▸ **What is expected**: Pictures in the records should not be copied, but every other part must be repeated exactly.

▸ **Provided data**:

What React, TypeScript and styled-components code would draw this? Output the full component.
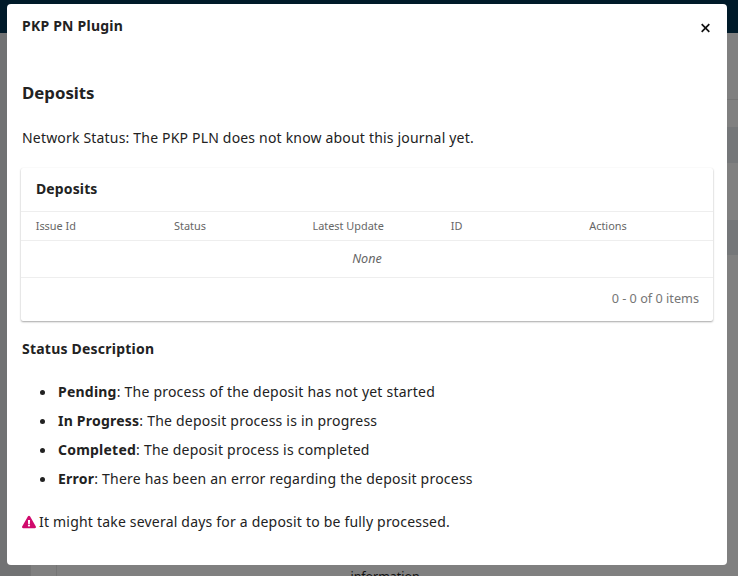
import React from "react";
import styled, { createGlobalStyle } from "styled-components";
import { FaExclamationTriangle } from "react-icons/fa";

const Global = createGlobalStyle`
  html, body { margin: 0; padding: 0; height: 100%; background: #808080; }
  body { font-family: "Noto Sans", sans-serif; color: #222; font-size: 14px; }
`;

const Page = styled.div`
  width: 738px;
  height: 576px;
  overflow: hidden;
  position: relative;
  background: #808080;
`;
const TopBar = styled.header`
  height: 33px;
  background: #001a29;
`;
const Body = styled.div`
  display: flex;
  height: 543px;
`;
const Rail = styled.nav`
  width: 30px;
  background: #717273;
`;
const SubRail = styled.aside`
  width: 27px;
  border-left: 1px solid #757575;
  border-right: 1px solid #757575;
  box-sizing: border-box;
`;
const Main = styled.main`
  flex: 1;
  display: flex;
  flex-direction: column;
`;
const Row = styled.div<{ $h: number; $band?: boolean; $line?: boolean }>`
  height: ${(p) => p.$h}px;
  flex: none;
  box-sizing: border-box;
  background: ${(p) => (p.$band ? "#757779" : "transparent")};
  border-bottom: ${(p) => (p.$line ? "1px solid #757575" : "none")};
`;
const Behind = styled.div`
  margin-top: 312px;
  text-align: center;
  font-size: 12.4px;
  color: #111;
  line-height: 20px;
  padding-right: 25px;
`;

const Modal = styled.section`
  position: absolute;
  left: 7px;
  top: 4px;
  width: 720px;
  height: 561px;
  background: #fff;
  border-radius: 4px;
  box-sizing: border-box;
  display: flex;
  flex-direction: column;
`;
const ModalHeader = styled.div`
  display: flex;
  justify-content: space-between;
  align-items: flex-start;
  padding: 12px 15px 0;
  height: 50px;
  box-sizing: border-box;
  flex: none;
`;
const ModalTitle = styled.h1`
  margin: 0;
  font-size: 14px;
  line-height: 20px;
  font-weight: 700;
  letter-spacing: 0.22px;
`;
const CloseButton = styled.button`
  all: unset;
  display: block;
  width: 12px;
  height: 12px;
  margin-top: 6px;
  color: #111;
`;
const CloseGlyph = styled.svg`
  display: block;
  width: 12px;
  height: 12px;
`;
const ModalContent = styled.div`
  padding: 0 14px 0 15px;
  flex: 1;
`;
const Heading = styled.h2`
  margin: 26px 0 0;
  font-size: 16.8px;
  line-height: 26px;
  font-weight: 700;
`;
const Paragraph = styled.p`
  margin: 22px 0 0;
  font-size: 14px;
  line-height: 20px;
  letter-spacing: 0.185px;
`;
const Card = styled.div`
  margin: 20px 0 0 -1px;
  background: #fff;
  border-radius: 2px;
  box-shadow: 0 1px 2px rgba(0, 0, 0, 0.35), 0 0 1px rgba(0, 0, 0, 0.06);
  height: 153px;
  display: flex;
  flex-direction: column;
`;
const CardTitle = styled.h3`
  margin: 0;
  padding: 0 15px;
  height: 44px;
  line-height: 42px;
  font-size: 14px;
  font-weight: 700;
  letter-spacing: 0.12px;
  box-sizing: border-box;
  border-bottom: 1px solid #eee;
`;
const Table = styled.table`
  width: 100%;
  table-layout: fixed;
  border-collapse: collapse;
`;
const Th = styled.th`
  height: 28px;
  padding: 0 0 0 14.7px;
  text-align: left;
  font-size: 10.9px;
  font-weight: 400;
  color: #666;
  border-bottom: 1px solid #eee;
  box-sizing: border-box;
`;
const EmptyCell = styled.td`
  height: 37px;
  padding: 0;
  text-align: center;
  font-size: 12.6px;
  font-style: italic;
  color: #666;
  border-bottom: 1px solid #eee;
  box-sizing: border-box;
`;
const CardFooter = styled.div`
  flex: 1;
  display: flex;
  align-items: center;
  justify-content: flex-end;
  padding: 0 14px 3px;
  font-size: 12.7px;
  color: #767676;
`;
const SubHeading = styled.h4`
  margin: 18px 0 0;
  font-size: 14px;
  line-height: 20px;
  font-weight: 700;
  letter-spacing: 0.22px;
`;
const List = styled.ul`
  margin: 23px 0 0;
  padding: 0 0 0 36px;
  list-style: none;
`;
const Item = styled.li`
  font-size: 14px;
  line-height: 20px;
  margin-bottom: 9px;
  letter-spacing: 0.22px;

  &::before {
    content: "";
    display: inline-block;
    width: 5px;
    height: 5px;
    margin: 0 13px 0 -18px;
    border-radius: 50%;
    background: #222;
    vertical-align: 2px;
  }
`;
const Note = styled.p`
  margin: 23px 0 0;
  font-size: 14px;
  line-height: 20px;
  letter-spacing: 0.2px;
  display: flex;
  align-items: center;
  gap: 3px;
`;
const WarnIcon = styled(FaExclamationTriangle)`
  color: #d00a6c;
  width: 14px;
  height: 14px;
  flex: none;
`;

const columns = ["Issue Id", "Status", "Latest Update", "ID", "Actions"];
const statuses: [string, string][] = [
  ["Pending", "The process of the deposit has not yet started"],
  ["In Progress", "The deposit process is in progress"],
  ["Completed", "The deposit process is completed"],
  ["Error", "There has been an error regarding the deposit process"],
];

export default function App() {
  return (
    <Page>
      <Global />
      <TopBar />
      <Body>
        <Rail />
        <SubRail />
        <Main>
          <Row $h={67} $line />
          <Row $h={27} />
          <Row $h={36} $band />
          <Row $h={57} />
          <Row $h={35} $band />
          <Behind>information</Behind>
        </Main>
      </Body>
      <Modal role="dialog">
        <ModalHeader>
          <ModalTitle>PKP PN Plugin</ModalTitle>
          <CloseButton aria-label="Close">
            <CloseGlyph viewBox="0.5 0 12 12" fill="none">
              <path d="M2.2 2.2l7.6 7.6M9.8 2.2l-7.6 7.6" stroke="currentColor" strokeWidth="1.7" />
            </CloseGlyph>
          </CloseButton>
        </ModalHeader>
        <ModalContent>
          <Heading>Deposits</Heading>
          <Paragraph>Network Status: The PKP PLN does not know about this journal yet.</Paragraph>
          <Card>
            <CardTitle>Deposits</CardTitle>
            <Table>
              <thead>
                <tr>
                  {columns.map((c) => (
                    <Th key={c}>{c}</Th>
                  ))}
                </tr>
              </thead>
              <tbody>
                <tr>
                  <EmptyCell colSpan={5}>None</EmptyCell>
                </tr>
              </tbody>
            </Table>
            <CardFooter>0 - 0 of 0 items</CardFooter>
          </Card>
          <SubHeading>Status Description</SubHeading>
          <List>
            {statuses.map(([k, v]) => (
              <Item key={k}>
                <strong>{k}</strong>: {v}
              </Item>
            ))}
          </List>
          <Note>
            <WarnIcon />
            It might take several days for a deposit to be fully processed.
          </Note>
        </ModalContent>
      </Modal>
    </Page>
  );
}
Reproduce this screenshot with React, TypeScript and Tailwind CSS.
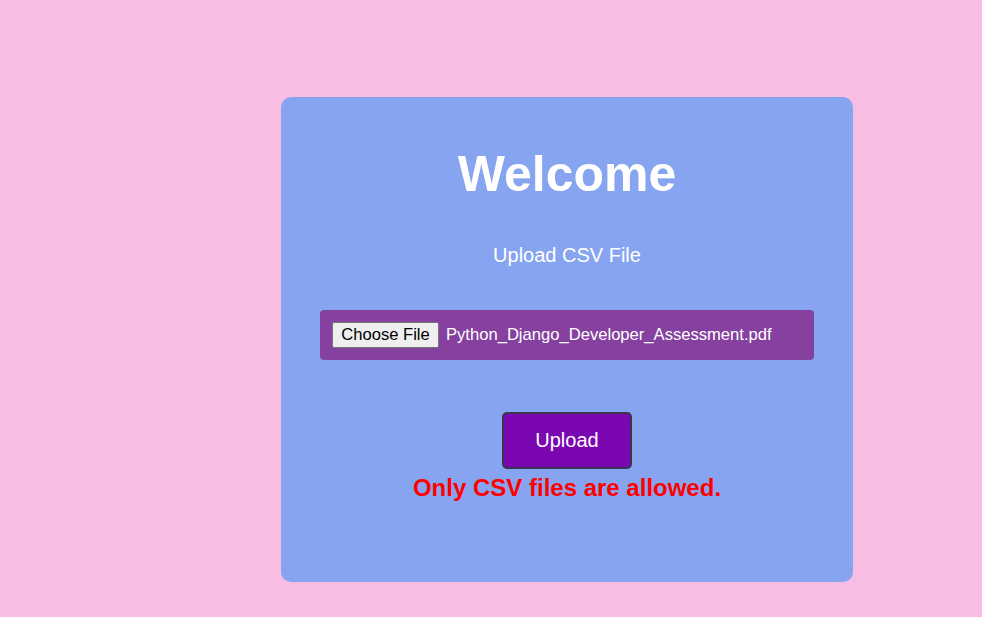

▸ **Reply to the exercise**:
What React, TypeScript and styled-components code would draw this? Output the full component.
import React from "react";
import styled, { createGlobalStyle } from "styled-components";
import { FaExclamationTriangle } from "react-icons/fa";

const Global = createGlobalStyle`
  html, body { margin: 0; padding: 0; height: 100%; background: #808080; }
  body { font-family: "Noto Sans", sans-serif; color: #222; font-size: 14px; }
`;

const Page = styled.div`
  width: 738px;
  height: 576px;
  overflow: hidden;
  position: relative;
  background: #808080;
`;
const TopBar = styled.header`
  height: 33px;
  background: #001a29;
`;
const Body = styled.div`
  display: flex;
  height: 543px;
`;
const Rail = styled.nav`
  width: 30px;
  background: #717273;
`;
const SubRail = styled.aside`
  width: 27px;
  border-left: 1px solid #757575;
  border-right: 1px solid #757575;
  box-sizing: border-box;
`;
const Main = styled.main`
  flex: 1;
  display: flex;
  flex-direction: column;
`;
const Row = styled.div<{ $h: number; $band?: boolean; $line?: boolean }>`
  height: ${(p) => p.$h}px;
  flex: none;
  box-sizing: border-box;
  background: ${(p) => (p.$band ? "#757779" : "transparent")};
  border-bottom: ${(p) => (p.$line ? "1px solid #757575" : "none")};
`;
const Behind = styled.div`
  margin-top: 312px;
  text-align: center;
  font-size: 12.4px;
  color: #111;
  line-height: 20px;
  padding-right: 25px;
`;

const Modal = styled.section`
  position: absolute;
  left: 7px;
  top: 4px;
  width: 720px;
  height: 561px;
  background: #fff;
  border-radius: 4px;
  box-sizing: border-box;
  display: flex;
  flex-direction: column;
`;
const ModalHeader = styled.div`
  display: flex;
  justify-content: space-between;
  align-items: flex-start;
  padding: 12px 15px 0;
  height: 50px;
  box-sizing: border-box;
  flex: none;
`;
const ModalTitle = styled.h1`
  margin: 0;
  font-size: 14px;
  line-height: 20px;
  font-weight: 700;
  letter-spacing: 0.22px;
`;
const CloseButton = styled.button`
  all: unset;
  display: block;
  width: 12px;
  height: 12px;
  margin-top: 6px;
  color: #111;
`;
const CloseGlyph = styled.svg`
  display: block;
  width: 12px;
  height: 12px;
`;
const ModalContent = styled.div`
  padding: 0 14px 0 15px;
  flex: 1;
`;
const Heading = styled.h2`
  margin: 26px 0 0;
  font-size: 16.8px;
  line-height: 26px;
  font-weight: 700;
`;
const Paragraph = styled.p`
  margin: 22px 0 0;
  font-size: 14px;
  line-height: 20px;
  letter-spacing: 0.185px;
`;
const Card = styled.div`
  margin: 20px 0 0 -1px;
  background: #fff;
  border-radius: 2px;
  box-shadow: 0 1px 2px rgba(0, 0, 0, 0.35), 0 0 1px rgba(0, 0, 0, 0.06);
  height: 153px;
  display: flex;
  flex-direction: column;
`;
const CardTitle = styled.h3`
  margin: 0;
  padding: 0 15px;
  height: 44px;
  line-height: 42px;
  font-size: 14px;
  font-weight: 700;
  letter-spacing: 0.12px;
  box-sizing: border-box;
  border-bottom: 1px solid #eee;
`;
const Table = styled.table`
  width: 100%;
  table-layout: fixed;
  border-collapse: collapse;
`;
const Th = styled.th`
  height: 28px;
  padding: 0 0 0 14.7px;
  text-align: left;
  font-size: 10.9px;
  font-weight: 400;
  color: #666;
  border-bottom: 1px solid #eee;
  box-sizing: border-box;
`;
const EmptyCell = styled.td`
  height: 37px;
  padding: 0;
  text-align: center;
  font-size: 12.6px;
  font-style: italic;
  color: #666;
  border-bottom: 1px solid #eee;
  box-sizing: border-box;
`;
const CardFooter = styled.div`
  flex: 1;
  display: flex;
  align-items: center;
  justify-content: flex-end;
  padding: 0 14px 3px;
  font-size: 12.7px;
  color: #767676;
`;
const SubHeading = styled.h4`
  margin: 18px 0 0;
  font-size: 14px;
  line-height: 20px;
  font-weight: 700;
  letter-spacing: 0.22px;
`;
const List = styled.ul`
  margin: 23px 0 0;
  padding: 0 0 0 36px;
  list-style: none;
`;
const Item = styled.li`
  font-size: 14px;
  line-height: 20px;
  margin-bottom: 9px;
  letter-spacing: 0.22px;

  &::before {
    content: "";
    display: inline-block;
    width: 5px;
    height: 5px;
    margin: 0 13px 0 -18px;
    border-radius: 50%;
    background: #222;
    vertical-align: 2px;
  }
`;
const Note = styled.p`
  margin: 23px 0 0;
  font-size: 14px;
  line-height: 20px;
  letter-spacing: 0.2px;
  display: flex;
  align-items: center;
  gap: 3px;
`;
const WarnIcon = styled(FaExclamationTriangle)`
  color: #d00a6c;
  width: 14px;
  height: 14px;
  flex: none;
`;

const columns = ["Issue Id", "Status", "Latest Update", "ID", "Actions"];
const statuses: [string, string][] = [
  ["Pending", "The process of the deposit has not yet started"],
  ["In Progress", "The deposit process is in progress"],
  ["Completed", "The deposit process is completed"],
  ["Error", "There has been an error regarding the deposit process"],
];

export default function App() {
  return (
    <Page>
      <Global />
      <TopBar />
      <Body>
        <Rail />
        <SubRail />
        <Main>
          <Row $h={67} $line />
          <Row $h={27} />
          <Row $h={36} $band />
          <Row $h={57} />
          <Row $h={35} $band />
          <Behind>information</Behind>
        </Main>
      </Body>
      <Modal role="dialog">
        <ModalHeader>
          <ModalTitle>PKP PN Plugin</ModalTitle>
          <CloseButton aria-label="Close">
            <CloseGlyph viewBox="0.5 0 12 12" fill="none">
              <path d="M2.2 2.2l7.6 7.6M9.8 2.2l-7.6 7.6" stroke="currentColor" strokeWidth="1.7" />
            </CloseGlyph>
          </CloseButton>
        </ModalHeader>
        <ModalContent>
          <Heading>Deposits</Heading>
          <Paragraph>Network Status: The PKP PLN does not know about this journal yet.</Paragraph>
          <Card>
            <CardTitle>Deposits</CardTitle>
            <Table>
              <thead>
                <tr>
                  {columns.map((c) => (
                    <Th key={c}>{c}</Th>
                  ))}
                </tr>
              </thead>
              <tbody>
                <tr>
                  <EmptyCell colSpan={5}>None</EmptyCell>
                </tr>
              </tbody>
            </Table>
            <CardFooter>0 - 0 of 0 items</CardFooter>
          </Card>
          <SubHeading>Status Description</SubHeading>
          <List>
            {statuses.map(([k, v]) => (
              <Item key={k}>
                <strong>{k}</strong>: {v}
              </Item>
            ))}
          </List>
          <Note>
            <WarnIcon />
            It might take several days for a deposit to be fully processed.
          </Note>
        </ModalContent>
      </Modal>
    </Page>
  );
}
Reproduce this screenshot with React, TypeScript and Tailwind CSS.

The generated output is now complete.